Italia, Sudah Sewindu Tak di Dekatmu

Hidayat Setiaji, CNBC Indonesia
01 October 2018 12:00
Italia, Sudah Sewindu Tak di Dekatmu
Ilustrasi Bendera Italia (REUTERS/Stefano Rellandin)
Jakarta, CNBC Indonesia - Sudah sewindu ku di dekatmu, begitu kata Tulus dalam lagu Sewindu. Namun kalau bicara Italia, sebenarnya sudah sewindu Negeri Pizza tidak dekat dengan pelaku pasar. 

Kali terakhir Italia membuat heboh besar-besaran adalah pada 2009-2010 alias sewindu yang lalu. Saat itu, Italia bersama Portugal, Irlandia, Yunani, dan Spanyol (dikenal dengan singkatan PIIGS) mengalami krisis fiskal. 

Krisis itu membuat Benua Biru dihindari pelaku pasar. Akibatnya mata uang euro terjun bebas. Pada April 2009, euro berada di EUR 1,5895/US$ yang merupakan posisi terlemah sejak mata ini diperkenalkan pada 1999. 

Bahkan euro masih diperdagangkan cenderung melemah di hadapan greenback sampai jelang akhir 2011. Mata uang ini baru benar-benar pulih pada 2014. 

 

Prahara ini disebabkan oleh begitu agresifnya kebijakan fiskal di negara-negara PIIGS. Italia salah satunya. Pada 2008, rasio utang pemerintah Italia adalah 102,4% dari Produk Domestik Bruto (PDB). Dua tahun kemudian, angkanya melonjak menjadi 115,4%. 

Defisit anggaran pun membengkak. Pada 2008, defisit anggaran Italia adalah 2,6% PDB dan setahun kemudian bengkak menjadi 5,2% PDB. 

Risiko utang Italia yang meningkat membuat lembaga pemeringkat menurunkan rating utang negara ini. pada September 2011, Standard dan Poor's menurunkan rating surat utang Italia dari AA menjadi A karena kekhawatiran utang yang menggunung akan berujung ke gagal bayar (default). 

Pada Oktober 2011, lembaga pemeringkat lainnya yaitu Moody's juga menurunkan rating Italia. Tidak tanggung-tanggung, peringkat utang Italia dipangkas tiga lapis (notch) dari A2 menjadi Aa2. Sebelum itu, kali terakhir Moody's menurunkan rating Italia adalah pada mei 1993. 

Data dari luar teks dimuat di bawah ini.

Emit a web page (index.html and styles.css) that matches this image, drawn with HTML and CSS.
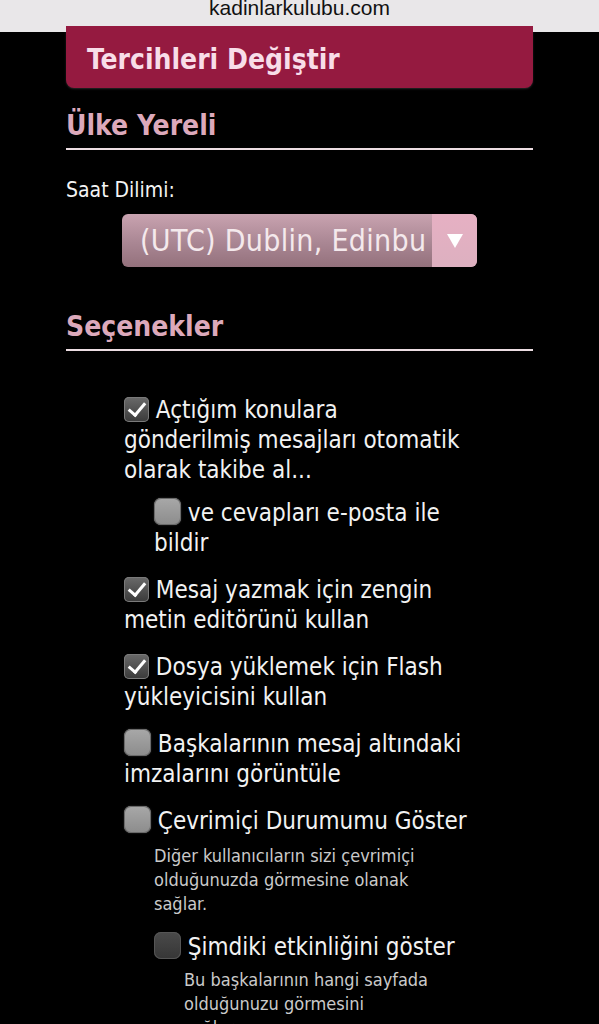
FILE: index.html
```html
<!DOCTYPE html>
<html lang="tr">
<head>
    <meta charset="UTF-8">
    <meta name="viewport" content="width=device-width, initial-scale=1.0">
    <title>Tercihleri Değiştir</title>
    <link rel="stylesheet" href="styles.css">
</head>
<body>
    <div class="url-bar">kadinlarkulubu.com</div>

    <div class="page">
        <div class="title-box">Tercihleri Değiştir</div>

        <h2 class="section-title">Ülke Yereli</h2>

        <div class="field">
            <label class="field-label">Saat Dilimi:</label>
            <div class="select">
                <span class="select-text">(UTC) Dublin, Edinbu</span>
                <span class="select-arrow"></span>
            </div>
        </div>

        <h2 class="section-title">Seçenekler</h2>

        <ul class="options">
            <li class="option">
                <span class="box checked"></span> Açtığım konulara gönderilmiş mesajları otomatik olarak takibe al...
                <ul class="options sub">
                    <li class="option">
                        <span class="box"></span> ve cevapları e-posta ile bildir
                    </li>
                </ul>
            </li>
            <li class="option">
                <span class="box checked"></span> Mesaj yazmak için zengin metin editörünü kullan
            </li>
            <li class="option">
                <span class="box checked"></span> Dosya yüklemek için Flash yükleyicisini kullan
            </li>
            <li class="option">
                <span class="box"></span> Başkalarının mesaj altındaki imzalarını görüntüle
            </li>
            <li class="option">
                <span class="box"></span> Çevrimiçi Durumumu Göster
                <p class="hint">Diğer kullanıcıların sizi çevrimiçi olduğunuzda görmesine olanak sağlar.</p>
                <ul class="options sub">
                    <li class="option">
                        <span class="box disabled"></span> Şimdiki etkinliğini göster
                        <p class="hint">Bu başkalarının hangi sayfada olduğunuzu görmesini<br>sağlar.</p>
                    </li>
                </ul>
            </li>
        </ul>
    </div>
</body>
</html>
```

FILE: styles.css
```css
/* Base */
* {
    margin: 0;
    padding: 0;
    box-sizing: border-box;
}

body {
    background: #000;
    color: #f2f2f2;
    font-family: 'DejaVu Sans Condensed', 'DejaVu Sans', sans-serif;
    width: 599px;
    height: 1024px;
    overflow: hidden;
}

/* Browser address bar */
.url-bar {
    height: 32px;
    background: #e9e7e9;
    color: #111;
    font-family: 'Liberation Sans', Arial, sans-serif;
    font-size: 21px;
    line-height: 16px;
    text-align: center;
    overflow: hidden;
}

.page {
    padding: 0 66px;
}

.title-box {
    background: #951a40;
    color: #f8dde8;
    font-size: 28px;
    font-weight: bold;
    height: 62px;
    line-height: 58px;
    padding: 5px 21px 0;
    margin-top: -6px;
    border-radius: 0 0 8px 8px;
    box-shadow: 0 1px 2px rgba(255,255,255,0.15);
}

.section-title {
    color: #dca9bb;
    font-size: 28px;
    line-height: 32px;
    font-weight: bold;
    padding-top: 22px;
    padding-bottom: 6px;
    border-bottom: 2px solid #ecdde2;
}

/* Time zone */
.field {
    padding: 28px 0 22px;
}

.field-label {
    display: block;
    font-size: 21px;
    line-height: 24px;
    color: #f4f4f4;
    margin-bottom: 12px;
}

.select {
    display: flex;
    width: 355px;
    height: 53px;
    margin-left: 56px;
    border-radius: 6px;
    overflow: hidden;
    background: linear-gradient(to bottom, #c9a3b0, #a98693 55%, #94717c);
}

.select-text {
    flex: 1;
    padding-left: 18px;
    font-size: 30px;
    letter-spacing: 0.3px;
    line-height: 53px;
    color: #f4e9ec;
    white-space: nowrap;
    overflow: hidden;
}

.select-arrow {
    width: 45px;
    display: flex;
    align-items: center;
    justify-content: center;
    background: linear-gradient(to bottom, #e6b0c3, #ddb0c0);
}

.select-arrow::after {
    content: '';
    border-left: 8px solid transparent;
    border-right: 8px solid transparent;
    border-top: 14px solid #fff;
}

/* Options list */
.options {
    list-style: none;
    padding: 44px 0 0 58px;
    width: 404px;
}

.option {
    font-size: 24px;
    line-height: 30px;
    margin-bottom: 17px;
}

.options.sub {
    padding: 13px 0 0 30px;
    width: auto;
}

.options.sub .option {
    margin-bottom: 0;
}

.hint + .options.sub {
    padding-top: 16px;
}

.box {
    display: inline-block;
    width: 27px;
    height: 27px;
    vertical-align: -4px;
    border-radius: 7px;
    background: linear-gradient(to bottom, #a8a8a8, #8c8c8c);
    box-shadow: inset 0 0 0 1px #6a6a6a, 0 0 2px rgba(255,255,255,0.2);
}

.box.checked {
    width: 25px;
    height: 25px;
    border-radius: 5px;
    background: linear-gradient(to bottom, #6a6a6a, #3a3a3a);
    box-shadow: inset 0 0 0 1px #7a7a7a;
    position: relative;
}

.box.checked::after {
    content: '';
    position: absolute;
    left: 8px;
    top: 2px;
    width: 7px;
    height: 14px;
    border: solid #fff;
    border-width: 0 3px 3px 0;
    transform: rotate(40deg);
}

.box.disabled {
    background: linear-gradient(to bottom, #4a4a4a, #363636);
    box-shadow: inset 0 0 0 1px #555;
}

.hint {
    font-size: 18px;
    line-height: 24px;
    color: #cacaca;
    padding: 8px 0 0 30px;
    width: 335px;
}

.sub .hint {
    padding-top: 6px;
}
```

Juga pada Oktober 2011, lembaga pemeringkat Fitch Ratings menurunkan rating Italia dari AA- ke A+. Intensitas krisis utang menjadi alasan utama penurunan peringkat ini. 

Krisis fiskal di Italia dan kolega memberi guncangan kepada pasar keuangan dunia. Sebab jika Italia sampai gagal bayar, maka dampaknya akan meluas. Pembeli obligasi pemerintah Italia berasal dari seluruh dunia, mereka terancam tidak dibayar jika Italia sampai default. 

Oleh karena itu, pasar saham global menjalani periode berbatu pada Mei hingga Agustus 2010. Sejak 3 Mei-31 Agustus, indeks Dow Jones Industrial Average (DJIA) amblas 10,19%. 

 

Krisis fiskal di Italia memaksa Uni Eropa turun tangan. Pada Oktober 2011, Uni Eropa membuat kesepakatan dengan Italia untuk mengurangi utang mereka. Italia mendapat kucuran utang EUR 281 miliar dari Bank Sentral Uni Eropa (ECB) yang menggantikan pasar uang antar bank yang praktis sulit bekerja. 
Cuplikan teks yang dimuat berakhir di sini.